Iran’s Khamenei: Muslim nations should unite against US ‘bullying’
Iran won’t tolerate “bullying” from the US and other “arrogant” powers, Supreme Leader Ayatollah Khamenei has said. He called on all Muslim nations to unite against these “enemies.”
Tehran “has successfully resisted bullying attempts by America and other arrogant powers and we will continue to resist,” Khamenei said Thursday. “All Muslim nations should stand united against America and other enemies,” he said.

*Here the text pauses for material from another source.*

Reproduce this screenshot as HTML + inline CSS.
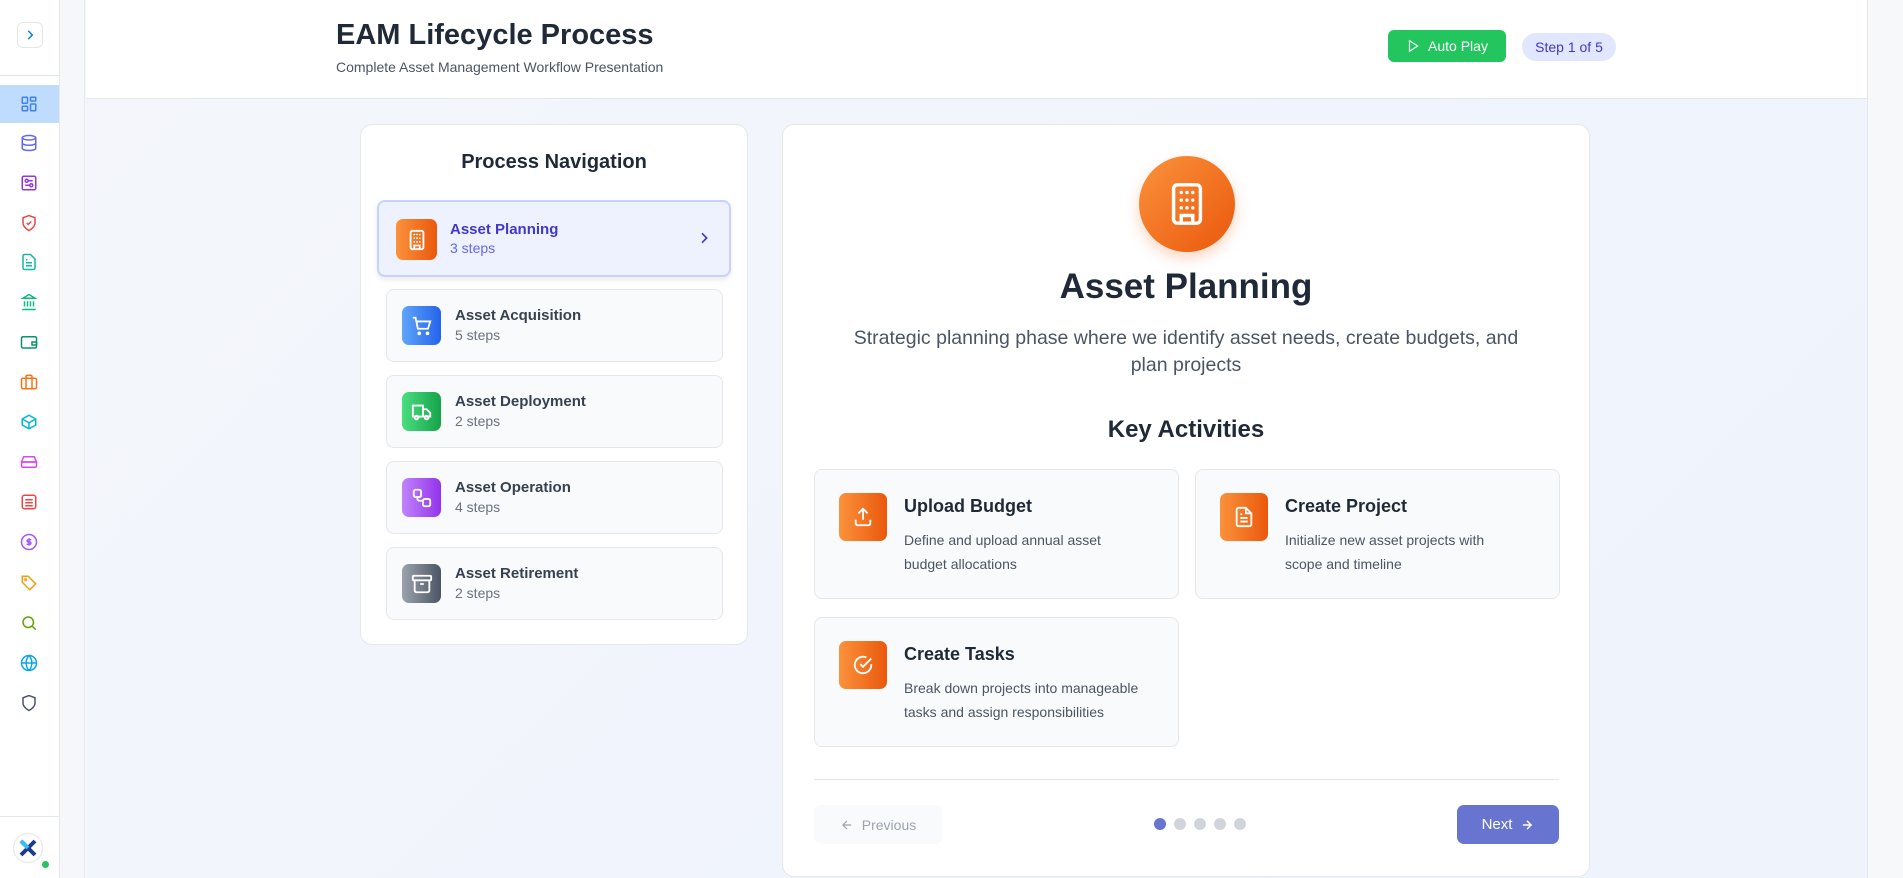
<!DOCTYPE html>
<html><head><meta charset="utf-8"><style>
*{box-sizing:border-box;margin:0;padding:0}
body{width:1903px;height:878px;overflow:hidden;font-family:"Liberation Sans",sans-serif;background:linear-gradient(135deg,#f4f6fb,#eef3fc);position:relative;color:#1f2937}
.abs{position:absolute}
.sb{left:0;top:0;width:60px;height:878px;background:#fff;border-right:1px solid #e5e7eb}
.strip{left:60px;top:0;width:25px;height:878px;background:#f6f7fa;border-right:1px solid #e8eaee}
.rstrip{left:1867px;top:0;width:36px;height:878px;background:#f7f8fa;border-left:1px solid #e5e7eb}
.hdr{left:86px;top:0;width:1781px;height:99px;background:#fff;border-bottom:1px solid #e3e7ee}
.sic{position:absolute;left:20px;width:18px;height:18px}
.card{background:#fff;border:1px solid #e5e7eb;border-radius:12px}
.item{position:absolute;left:386px;width:337px;height:73px;background:#f9fafb;border:1px solid #e5e7eb;border-radius:8px}
.item .ic{position:absolute;left:15px;top:16px;width:39px;height:39px;border-radius:7px;display:flex;align-items:center;justify-content:center}
.item .t{position:absolute;left:68px;top:17px;font-size:15px;font-weight:bold;color:#374151}
.item .s{position:absolute;left:68px;top:37px;font-size:14px;color:#6b7280}
.act{position:absolute;width:365px;height:130px;background:#f9fafb;border:1px solid #e5e7eb;border-radius:8px}
.act .ic{position:absolute;left:24px;top:23px;width:48px;height:48px;border-radius:7px;background:linear-gradient(90deg,#fb923c,#ea580c);display:flex;align-items:center;justify-content:center}
.act .t{position:absolute;left:89px;top:26px;font-size:18px;font-weight:bold;color:#1f2937}
.act .d{position:absolute;left:89px;top:58px;width:238px;font-size:14px;line-height:24px;color:#4b5563}
.dot{position:absolute;top:818px;width:12px;height:12px;border-radius:50%;background:#d1d5db}
</style></head><body>
<div class="abs sb">
 <div class="abs" style="left:17px;top:22px;width:26px;height:26px;border:1px solid #e5e7eb;border-radius:6px;display:flex;align-items:center;justify-content:center"><svg width="14" height="14" viewBox="0 0 24 24" fill="none" stroke="#0284c7" stroke-width="2.5"><path d="M9 5l7 7-7 7"/></svg></div>
 <div class="abs" style="left:0;top:75px;width:60px;height:1px;background:#e5e7eb"></div>
 <div class="abs" style="left:0;top:85px;width:59px;height:38px;background:#bfdbfe"></div>
 <svg class="sic" style="top:95px" viewBox="0 0 24 24" fill="none" stroke="#3b82f6" stroke-width="2"><rect x="3" y="3" width="7" height="8" rx="1"/><rect x="14" y="3" width="7" height="5" rx="1"/><rect x="3" y="15" width="7" height="6" rx="1"/><rect x="14" y="12" width="7" height="9" rx="1"/></svg>
 <svg class="sic" style="top:134px" viewBox="0 0 24 24" fill="none" stroke="#6366f1" stroke-width="2"><ellipse cx="12" cy="5" rx="9" ry="3"/><path d="M3 5v14c0 1.7 4 3 9 3s9-1.3 9-3V5M3 12c0 1.7 4 3 9 3s9-1.3 9-3"/></svg>
 <svg class="sic" style="top:174px" viewBox="0 0 24 24" fill="none" stroke="#9333ea" stroke-width="2"><rect x="3" y="3" width="18" height="18" rx="2"/><circle cx="9" cy="9" r="2"/><circle cx="15" cy="15" r="2"/><path d="M11 9h6M7 15h6"/></svg>
 <svg class="sic" style="top:214px" viewBox="0 0 24 24" fill="none" stroke="#ef4444" stroke-width="2"><path d="M12 22s8-4 8-10V5l-8-3-8 3v7c0 6 8 10 8 10z"/><path d="M9 12l2 2 4-4"/></svg>
 <svg class="sic" style="top:253px" viewBox="0 0 24 24" fill="none" stroke="#14b8a6" stroke-width="2"><path d="M14 2H6a2 2 0 0 0-2 2v16a2 2 0 0 0 2 2h12a2 2 0 0 0 2-2V8z"/><path d="M8 13h8M8 17h8M8 9h2"/></svg>
 <svg class="sic" style="top:293px" viewBox="0 0 24 24" fill="none" stroke="#10b981" stroke-width="2"><path d="M3 22h18M6 18v-7M10 18v-7M14 18v-7M18 18v-7M12 2l8 5H4z"/></svg>
 <svg class="sic" style="top:333px" viewBox="0 0 24 24" fill="none" stroke="#059669" stroke-width="2"><rect x="2" y="5" width="20" height="15" rx="2"/><path d="M16 12h6v4h-6z"/></svg>
 <svg class="sic" style="top:373px" viewBox="0 0 24 24" fill="none" stroke="#f97316" stroke-width="2"><rect x="2" y="7" width="20" height="14" rx="2"/><path d="M16 21V5a2 2 0 0 0-2-2h-4a2 2 0 0 0-2 2v16"/></svg>
 <svg class="sic" style="top:413px" viewBox="0 0 24 24" fill="none" stroke="#06b6d4" stroke-width="2"><path d="M21 8l-9-5-9 5v8l9 5 9-5z"/><path d="M3 8l9 5 9-5M12 13v8"/></svg>
 <svg class="sic" style="top:453px" viewBox="0 0 24 24" fill="none" stroke="#d946ef" stroke-width="2"><path d="M22 12H2l3-7h14z"/><rect x="2" y="12" width="20" height="7" rx="2"/><path d="M6 16h.01M10 16h.01"/></svg>
 <svg class="sic" style="top:493px" viewBox="0 0 24 24" fill="none" stroke="#ef4444" stroke-width="2"><rect x="3" y="3" width="18" height="18" rx="3"/><path d="M7 9h10M7 13h10M7 17h10"/></svg>
 <svg class="sic" style="top:533px" viewBox="0 0 24 24" fill="none" stroke="#a855f7" stroke-width="2"><circle cx="12" cy="12" r="10"/><path d="M15 9h-4a1.5 1.5 0 0 0 0 3h2a1.5 1.5 0 0 1 0 3H9M12 7v10"/></svg>
 <svg class="sic" style="top:574px" viewBox="0 0 24 24" fill="none" stroke="#f59e0b" stroke-width="2"><path d="M3 3h8l10 10-8 8L3 11z"/><circle cx="7.5" cy="7.5" r="1"/></svg>
 <svg class="sic" style="top:614px" viewBox="0 0 24 24" fill="none" stroke="#65a30d" stroke-width="2"><circle cx="11" cy="11" r="7"/><path d="M21 21l-5-5"/></svg>
 <svg class="sic" style="top:654px" viewBox="0 0 24 24" fill="none" stroke="#0ea5e9" stroke-width="2"><circle cx="12" cy="12" r="10"/><path d="M2 12h20M12 2a15 15 0 0 1 0 20M12 2a15 15 0 0 0 0 20"/></svg>
 <svg class="sic" style="top:694px" viewBox="0 0 24 24" fill="none" stroke="#4b5563" stroke-width="2"><path d="M12 22s8-4 8-10V5l-8-3-8 3v7c0 6 8 10 8 10z"/></svg>
 <div class="abs" style="left:0;top:816px;width:60px;height:1px;background:#e5e7eb"></div>
 <div class="abs" style="left:13px;top:833px;width:30px;height:30px;border-radius:50%;background:#fff;border:1px solid #e5e7eb;display:flex;align-items:center;justify-content:center"><svg width="20" height="20" viewBox="0 0 20 20"><path d="M3 3l14 14M17 3L3 17" stroke="#1e3a8a" stroke-width="4"/><path d="M3 3l7 7" stroke="#38bdf8" stroke-width="4"/></svg></div>
 <div class="abs" style="left:42px;top:861px;width:7px;height:7px;border-radius:50%;background:#22c55e"></div>
</div>
<div class="abs strip"></div>
<div class="abs rstrip"></div>
<div class="abs hdr">
 <div class="abs" style="left:250px;top:19px;font-size:29px;font-weight:bold;color:#1f2937">EAM Lifecycle Process</div>
 <div class="abs" style="left:250px;top:59px;font-size:14px;color:#4b5563">Complete Asset Management Workflow Presentation</div>
 <div class="abs" style="left:1302px;top:30px;width:118px;height:32px;background:#22c55e;border-radius:6px;color:#fff;font-size:14px;display:flex;align-items:center;justify-content:center;gap:8px"><svg width="14" height="14" viewBox="0 0 24 24" fill="none" stroke="#fff" stroke-width="2"><path d="M6 3l14 9-14 9z"/></svg>Auto Play</div>
 <div class="abs" style="left:1436px;top:33px;width:94px;height:28px;background:#e0e7ff;border-radius:14px;color:#4338ca;font-size:14px;display:flex;align-items:center;justify-content:center">Step 1 of 5</div>
</div>

<div class="abs card" style="left:360px;top:124px;width:388px;height:521px">
 <div class="abs" style="left:0;width:386px;top:26px;text-align:center;font-size:20px;font-weight:bold;color:#1f2937">Process Navigation</div>
</div>
<div class="abs" style="left:377px;top:200px;width:354px;height:77px;background:#eef2ff;border:2px solid #c7d2fe;border-radius:8px;box-shadow:0 3px 6px rgba(0,0,0,.08)">
 <div class="abs" style="left:17px;top:17px;width:41px;height:41px;border-radius:7px;background:linear-gradient(90deg,#fb923c,#ea580c);display:flex;align-items:center;justify-content:center"><svg width="22" height="22" viewBox="0 0 24 24" fill="none" stroke="#fff" stroke-width="2" stroke-linecap="round"><rect x="5" y="2" width="14" height="20" rx="2"/><path d="M9 22v-4h6v4M9 6h.01M12 6h.01M15 6h.01M9 10h.01M12 10h.01M15 10h.01M9 14h.01M12 14h.01M15 14h.01"/></svg></div>
 <div class="abs" style="left:71px;top:19px;font-size:15px;font-weight:bold;color:#4338ca">Asset Planning</div>
 <div class="abs" style="left:71px;top:38px;font-size:14px;color:#6366f1">3 steps</div>
 <svg class="abs" style="left:317px;top:28px" width="16" height="16" viewBox="0 0 24 24" fill="none" stroke="#4338ca" stroke-width="2.5"><path d="M9 5l7 7-7 7"/></svg>
</div>
<div class="item" style="top:289px"><div class="ic" style="background:linear-gradient(90deg,#60a5fa,#2563eb)"><svg width="22" height="22" viewBox="0 0 24 24" fill="none" stroke="#fff" stroke-width="2"><path d="M2 3h3l2.5 12h11L21 7H6"/><circle cx="9" cy="20" r="1"/><circle cx="18" cy="20" r="1"/></svg></div><div class="t">Asset Acquisition</div><div class="s">5 steps</div></div>
<div class="item" style="top:375px"><div class="ic" style="background:linear-gradient(90deg,#4ade80,#16a34a)"><svg width="22" height="22" viewBox="0 0 24 24" fill="none" stroke="#fff" stroke-width="2"><path d="M2 5h11v12H2zM13 9h4l4 4v4h-8"/><circle cx="6" cy="18" r="2"/><circle cx="17" cy="18" r="2"/></svg></div><div class="t">Asset Deployment</div><div class="s">2 steps</div></div>
<div class="item" style="top:461px"><div class="ic" style="background:linear-gradient(90deg,#c084fc,#9333ea)"><svg width="22" height="22" viewBox="0 0 24 24" fill="none" stroke="#fff" stroke-width="2"><rect x="3" y="3" width="8" height="8" rx="2"/><rect x="13" y="13" width="8" height="8" rx="2"/><path d="M7 11v2a2 2 0 0 0 2 2h4"/></svg></div><div class="t">Asset Operation</div><div class="s">4 steps</div></div>
<div class="item" style="top:547px"><div class="ic" style="background:linear-gradient(90deg,#9ca3af,#4b5563)"><svg width="22" height="22" viewBox="0 0 24 24" fill="none" stroke="#fff" stroke-width="2"><rect x="2" y="3" width="20" height="5" rx="1"/><path d="M4 8v11a2 2 0 0 0 2 2h12a2 2 0 0 0 2-2V8M10 12h4"/></svg></div><div class="t">Asset Retirement</div><div class="s">2 steps</div></div>

<div class="abs card" style="left:782px;top:124px;width:808px;height:753px"></div>
<div class="abs" style="left:1139px;top:156px;width:96px;height:96px;border-radius:50%;background:linear-gradient(135deg,#fb923c,#ea580c);box-shadow:0 6px 14px rgba(234,88,12,.25);display:flex;align-items:center;justify-content:center"><svg width="46" height="46" viewBox="0 0 24 24" fill="none" stroke="#fff" stroke-width="1.8" stroke-linecap="round"><rect x="5" y="2" width="14" height="20" rx="2"/><path d="M9 22v-4h6v4M9 6h.01M12 6h.01M15 6h.01M9 10h.01M12 10h.01M15 10h.01M9 14h.01M12 14h.01M15 14h.01"/></svg></div>
<div class="abs" style="left:782px;width:808px;top:267px;text-align:center;font-size:35px;font-weight:bold;color:#1f2937">Asset Planning</div>
<div class="abs" style="left:842px;width:688px;top:325px;text-align:center;font-size:19.5px;line-height:27px;color:#4b5563">Strategic planning phase where we identify asset needs, create budgets, and plan projects</div>
<div class="abs" style="left:782px;width:808px;top:416px;text-align:center;font-size:24px;font-weight:bold;color:#1f2937">Key Activities</div>

<div class="act" style="left:814px;top:469px"><div class="ic"><svg width="22" height="22" viewBox="0 0 24 24" fill="none" stroke="#fff" stroke-width="2"><path d="M12 3v12M7 8l5-5 5 5M4 15v4a2 2 0 0 0 2 2h12a2 2 0 0 0 2-2v-4"/></svg></div><div class="t">Upload Budget</div><div class="d">Define and upload annual asset budget allocations</div></div>
<div class="act" style="left:1195px;top:469px"><div class="ic"><svg width="22" height="22" viewBox="0 0 24 24" fill="none" stroke="#fff" stroke-width="2"><path d="M14 2H6a2 2 0 0 0-2 2v16a2 2 0 0 0 2 2h12a2 2 0 0 0 2-2V8z"/><path d="M14 2v6h6M8 13h8M8 17h8M8 9h2"/></svg></div><div class="t">Create Project</div><div class="d">Initialize new asset projects with scope and timeline</div></div>
<div class="act" style="left:814px;top:617px"><div class="ic"><svg width="22" height="22" viewBox="0 0 24 24" fill="none" stroke="#fff" stroke-width="2"><path d="M21 11v1a9 9 0 1 1-5.3-8.2"/><path d="M9 11l3 3 9-9"/></svg></div><div class="t">Create Tasks</div><div class="d">Break down projects into manageable tasks and assign responsibilities</div></div>

<div class="abs" style="left:814px;top:779px;width:745px;height:1px;background:#e5e7eb"></div>
<div class="abs" style="left:814px;top:805px;width:128px;height:39px;background:#f9fafb;border-radius:7px;color:#9ca3af;font-size:14px;display:flex;align-items:center;justify-content:center;gap:8px"><svg width="14" height="14" viewBox="0 0 24 24" fill="none" stroke="#9ca3af" stroke-width="2"><path d="M19 12H5M12 19l-7-7 7-7"/></svg>Previous</div>
<div class="dot" style="left:1154px;background:#6875d0"></div>
<div class="dot" style="left:1174px"></div>
<div class="dot" style="left:1194px"></div>
<div class="dot" style="left:1214px"></div>
<div class="dot" style="left:1234px"></div>
<div class="abs" style="left:1457px;top:805px;width:102px;height:39px;background:#6875d0;border-radius:7px;color:#fff;font-size:15px;display:flex;align-items:center;justify-content:center;gap:8px">Next<svg width="14" height="14" viewBox="0 0 24 24" fill="none" stroke="#fff" stroke-width="2.5"><path d="M5 12h14M12 5l7 7-7 7"/></svg></div>
</body></html>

Muslims should stand firmly against the U.S. and other domineering powers’ bullying. If they don’t observe that, they will be humiliated.— Khamenei.ir (@khamenei_ir) 26 April 2018
The supreme leader’s comments follow President Donald Trump’s warning that Iran “will pay a price like few countries have ever paid” in case of any threats, lashing out against the 2015 nuclear deal which he said had “decayed foundations.”
Trump also noted that some countries in the Middle East “wouldn’t last a week” without US support, during a press conference with his French counterpart, Emmanuel Macron.
Macron said he believes a new deal with Iran should be forged, rather than the agreement being ditched altogether, with Iran’s ballistic program and regional influence covered as well. The JCPOA (Joint Comprehensive Plan of Action), which saw Tehran curb its nuclear program in exchange for the lifting of economic sanctions, is only one of four pillars. The others, Macron said, include Iran abandoning its ballistic missile development and containing its influence in Syria, Iraq and Lebanon.
'When people say President Trump is not predictable, I think the opposite, he is very predictable,' Macron stressed https://t.co/YxRbpe3GNC— RT (@RT_com) 26 April 2018
Tehran maintains that there cannot be a “plan B” for the agreement, with Foreign Minister Javad Zarif saying recently “It’s either all or nothing.”
Russia – also a signatory to the JCPOA, along with the US, France, Germany and the UK – warned on Thursday that any changes to the deal would disrupt “a balanced mechanism, which considers interests of all parties.” Should the deal fail, it would result in “severe consequences for international security and non-proliferation,” Foreign Ministry spokeswoman Maria Zakharova said.